The immediate market relevance is not headline reputational risk but operating-franchise risk: in Canada, payroll transparency and broader DEI disclosures are increasingly becoming a proxy for governance quality. That matters most for banks because compensation architecture, promotion pipelines, and disclosure discipline are all closely tied to regulatory credibility and funding-cost optics; the leaders can use this to widen the trust gap versus slower peers. In contrast, institutions that look complacent may face a gradual multiple discount as investors increasingly treat under-disclosure as a sign of weaker internal controls rather than a values debate. The second-order effect is competitive talent capture. If Canadian firms remain less transparent while U.S./European peers normalize disclosure, the best talent pools may become more selective about employers, raising replacement costs and increasing attrition in front-office and risk roles over 12-24 months.
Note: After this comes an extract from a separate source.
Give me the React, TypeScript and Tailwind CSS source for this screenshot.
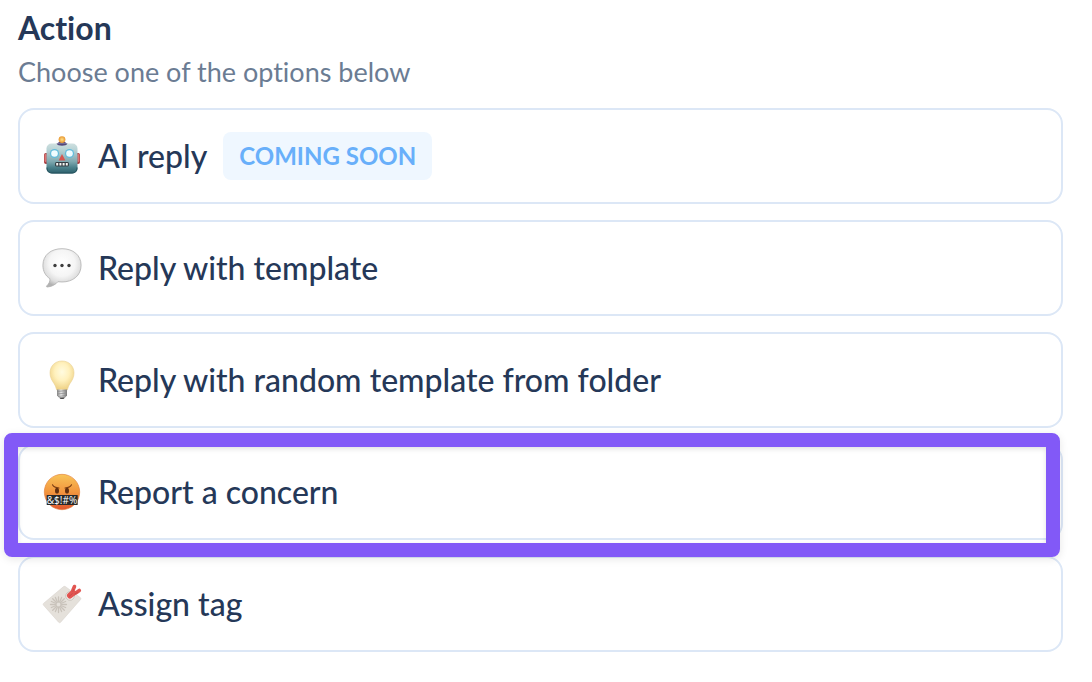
import type { ReactNode } from "react";

interface ActionOption {
  label: string;
  icon: ReactNode;
  badge?: string;
  highlighted?: boolean;
}

function RobotIcon() {
  return (
    <svg viewBox="0 0 40 40" className="size-10" aria-hidden>
      <defs>
        <linearGradient id="robot-face" x1="0" y1="0" x2="0" y2="1">
          <stop offset="0" stopColor="#cfe0e0" />
          <stop offset="0.25" stopColor="#b3d0d3" />
          <stop offset="0.6" stopColor="#7fa9b0" />
          <stop offset="0.8" stopColor="#4b818b" />
          <stop offset="1" stopColor="#2b5f6b" />
        </linearGradient>
        <radialGradient id="robot-bulb">
          <stop offset="0" stopColor="#ffe08a" />
          <stop offset="1" stopColor="#e8962e" />
        </radialGradient>
      </defs>
      <rect x="2" y="17" width="5" height="11" rx="2" fill="#a83a3e" />
      <rect x="33" y="17" width="5" height="11" rx="2" fill="#a83a3e" />
      <rect x="2.5" y="18" width="2" height="8" rx="1" fill="#d97774" />
      <rect x="35.5" y="18" width="2" height="8" rx="1" fill="#d97774" />
      <path d="M15 9.5c0-3 2-4 5-4s5 1 5 4z" fill="#5c4a83" />
      <circle cx="20" cy="3.6" r="3.4" fill="url(#robot-bulb)" />
      <rect x="4.5" y="7.5" width="31" height="30" rx="5" fill="url(#robot-face)" />
      <path d="M5 31.5c0 4 2 5.5 6 5.5h18c4 0 6-1.5 6-5.5" fill="none" stroke="#27535e" />
      <path d="M14.5 7.5h11c-1 3-10 3-11 0z" fill="#54487a" />
      <circle cx="12.5" cy="17.5" r="4.6" fill="#62bcdc" />
      <circle cx="27.5" cy="17.5" r="4.6" fill="#62bcdc" />
      <circle cx="12.5" cy="17.5" r="3.3" fill="#effcff" />
      <circle cx="27.5" cy="17.5" r="3.3" fill="#effcff" />
      <path d="M20 18l3.4 6.5h-6.8z" fill="#d65650" />
      <rect x="13" y="26" width="14" height="4.5" rx="1.5" fill="#343f45" />
      <path d="M14.2 27h2v2.6h-2zM17.4 27h2v2.6h-2zM20.6 27h2v2.6h-2zM23.8 27h2v2.6h-2z" fill="#f4f5f2" />
    </svg>
  );
}

function SpeechIcon() {
  return (
    <svg viewBox="0 0 40 40" className="size-10" aria-hidden>
      <defs>
        <radialGradient id="speech" cx="0.5" cy="0.38" r="0.62">
          <stop offset="0" stopColor="#ffffff" />
          <stop offset="0.55" stopColor="#f5f5f5" />
          <stop offset="0.82" stopColor="#dddddd" />
          <stop offset="1" stopColor="#b2b2b2" />
        </radialGradient>
      </defs>
      <path
        d="M20 .7C9 .7.9 7 .9 17.3c0 6 2.6 10.5 7 13.4.4 3-1.2 5.3-3.2 7.2-.6.7 0 1.2.8 1.1 4.5-.4 8.2-2.6 10.4-5.3 1.3.2 2.7.3 4.1.3 11 0 19.1-6.5 19.1-16.7S31 .7 20 .7z"
        fill="url(#speech)"
        stroke="#b0b0b0"
        strokeWidth="0.8"
      />
      <g fill="#3d3d3d">
        <circle cx="13" cy="17.5" r="1.7" />
        <circle cx="20" cy="17.5" r="1.7" />
        <circle cx="27" cy="17.5" r="1.7" />
      </g>
    </svg>
  );
}

function BulbIcon() {
  return (
    <svg viewBox="0 0 40 40" className="size-10" aria-hidden>
      <defs>
        <radialGradient id="bulb-glass" cx="0.5" cy="0.38" r="0.6">
          <stop offset="0" stopColor="#fffbe0" />
          <stop offset="0.5" stopColor="#fff1bd" />
          <stop offset="1" stopColor="#efd286" />
        </radialGradient>
        <linearGradient id="bulb-base" x1="0" x2="1">
          <stop offset="0" stopColor="#858585" />
          <stop offset="0.4" stopColor="#e8e8e8" />
          <stop offset="1" stopColor="#777777" />
        </linearGradient>
      </defs>
      <path
        d="M20 1C13 1 8 6 8 13c0 4.5 2 7.5 4 10.500 1.500 2.200 2 4.500 2.700 6.500h10.600c.7-2 1.200-4.300 2.700-6.500 2-3 4-6 4-10.500C32 6 27 1 20 1z"
        fill="url(#bulb-glass)"
        stroke="#e9d092"
        strokeWidth="0.6"
      />
      <path d="M15 29.5h10v6l-3 3.200h-4l-3-3.200z" fill="url(#bulb-base)" />
      <path d="M15 31.5l10-1M15 34l10-1M16 36.500l8-1" stroke="#8a8a8a" strokeWidth="0.7" />
      <path d="M17.5 37.5h5l-1 1.500h-3z" fill="#4b4b4b" />
    </svg>
  );
}

function CursingIcon() {
  return (
    <svg viewBox="0 0 40 40" className="size-10" aria-hidden>
      <defs>
        <linearGradient id="cursing-face" x1="0" y1="0" x2="0" y2="1">
          <stop offset="0" stopColor="#f8c458" />
          <stop offset="0.5" stopColor="#f3953e" />
          <stop offset="1" stopColor="#e0562d" />
        </linearGradient>
      </defs>
      <circle cx="20" cy="20" r="17.7" fill="url(#cursing-face)" stroke="#e37b34" strokeWidth="0.6" />
      <ellipse cx="15" cy="18.7" rx="2" ry="2.9" fill="#64300f" />
      <ellipse cx="25" cy="18.7" rx="2" ry="2.9" fill="#64300f" />
      <path
        d="M10.5 12.8c1 2 3 3 6.500 3.200M29.5 12.8c-1 2-3 3-6.500 3.200"
        fill="none"
        stroke="#7a3d13"
        strokeWidth="1.1"
        strokeLinecap="round"
      />
      <rect x="4.700" y="23" width="31" height="10" rx="0.6" fill="#292929" />
      <text
        x="20"
        y="31.5"
        textAnchor="middle"
        fontSize="10"
        fontWeight="500"
        fill="#ffffff"
        className="font-['Open_Sans',sans-serif]"
      >
        {"&$!#%"}
      </text>
    </svg>
  );
}

function TagIcon() {
  return (
    <svg viewBox="0 0 40 40" className="size-10" aria-hidden>
      <path
        d="M1.7 19.200L21.300 2.800c.6-.5 1.200-.6 2-.3L38.300 13.500c.8.6.8 1.300.3 2L18.700 38.200c-.7.7-1.500.7-2.100 0L1.500 21.200c-.6-.7-.5-1.400.2-2z"
        fill="#e5e1db"
        stroke="#d6d1ca"
        strokeWidth="0.5"
      />
      <g stroke="#c9c3bb" strokeWidth="1.300" strokeLinecap="round">
        <path d="M16.500 18v-5M16.500 23v5.500M14 20.500H8.500M19 20.500h5.500" />
        <path d="M14.700 18.700l-4-4M18.300 18.700l4-4M14.700 22.300l-4 4M18.300 22.300l4 4" />
        <path d="M15.500 18.200l-2.100-4.800M17.500 18.200l2.100-4.800M15.500 22.800l-2.100 4.800M17.500 22.800l2.100 4.800" />
        <path d="M14.200 19.500l-4.800-2M18.800 19.500l4.800-2M14.200 21.500l-4.800 2M18.800 21.500l4.800 2" />
      </g>
      <circle cx="28" cy="12" r="4.200" fill="#f7f5f2" stroke="#bdb7af" strokeWidth="0.8" />
      <g fill="none" stroke="#e25551" strokeLinecap="round" strokeLinejoin="round">
        <path d="M30 9l1-3 1.500-3.500" strokeWidth="3.600" />
        <path d="M31 10l3.500-1.500L37.300 6.500" strokeWidth="3.600" />
        <path d="M28 11.500l3-2.500" strokeWidth="6" />
      </g>
      <path d="M27 12.500l3.500-3M30.800 7.500l1-2.500M32.500 10l3-1.500" stroke="#c24442" strokeWidth="0.7" />
    </svg>
  );
}

const OPTIONS: ActionOption[] = [
  { label: "AI reply", icon: <RobotIcon />, badge: "COMING SOON" },
  { label: "Reply with template", icon: <SpeechIcon /> },
  { label: "Reply with random template from folder", icon: <BulbIcon /> },
  { label: "Report a concern", icon: <CursingIcon />, highlighted: true },
  { label: "Assign tag", icon: <TagIcon /> },
];

function OptionCard({ label, icon, badge, highlighted }: ActionOption) {
  return (
    <li className="relative">
      <button
        type="button"
        className="flex h-24 w-full items-center rounded-2xl border-2 border-[#dce7f6] bg-white px-[22px] text-left text-[32px] leading-10 font-medium text-[#253858]"
      >
        <span className="mr-4 shrink-0">{icon}</span>
        <span>{label}</span>
        {badge && (
          <span className="ml-4 rounded-lg bg-[#eff7ff] px-4 text-2xl leading-[48px] font-bold text-[#68affa]">
            {badge}
          </span>
        )}
      </button>
      {/* Callout frame around the card */}
      {highlighted && (
        <div
          className="pointer-events-none absolute -top-[11px] right-[3px] -bottom-[17px] -left-[14px] z-10 rounded-lg border-14 border-[#8259f7] shadow-[0_2px_8px_rgba(0,0,0,0.1),inset_0_2px_5px_rgba(0,0,0,0.12)]"
          aria-hidden
        />
      )}
    </li>
  );
}

export default function App() {
  return (
    <main className="min-h-screen bg-white pt-2 pr-[29px] pb-8 pl-[18px] font-[Lato,sans-serif] [font-variant-ligatures:none]">
      <h1 className="text-[32px] leading-10 font-bold text-[#253858]">Action</h1>
      <p className="mt-1 text-[27px] leading-10 text-[#6b7c93]">Choose one of the options below</p>
      <ul className="mt-4 flex flex-col gap-4">
        {OPTIONS.map((option) => (
          <OptionCard key={option.label} {...option} />
        ))}
      </ul>
    </main>
  );
}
That dynamic is more relevant for franchises with high reliance on relationship banking, wealth, and advisory where employee quality directly affects client retention; it is less relevant for commoditized lending, which limits the upside for the laggards to hide behind scale. For NA.TO and CM, the risk is not an earnings hit in the next quarter but a slow-burn valuation headwind if investors start applying a governance penalty to Canadian financials with weaker transparency. The upside case is that NA.TO’s leadership position becomes a differentiator in recruiting, public-sector credibility, and ESG-sensitive capital access, while CM’s middling profile may still be acceptable if it avoids further slippage. The main catalyst that can reverse the trend is regulation: any Canadian pay-gap disclosure framework akin to Europe’s would compress dispersion quickly and reward first movers within one reporting cycle. Contrarian view: the market may be overpricing the cultural narrative and underpricing how little it changes near-term fundamentals. These scores move slowly, and bank earnings will still be dominated by credit, rates, and capital deployment; absent mandatory disclosure, the financial impact is likely more about small changes in cost of equity than operating income. That argues for using any DEI-driven weakness as an entry point only if it creates a meaningful valuation dislocation versus global bank peers.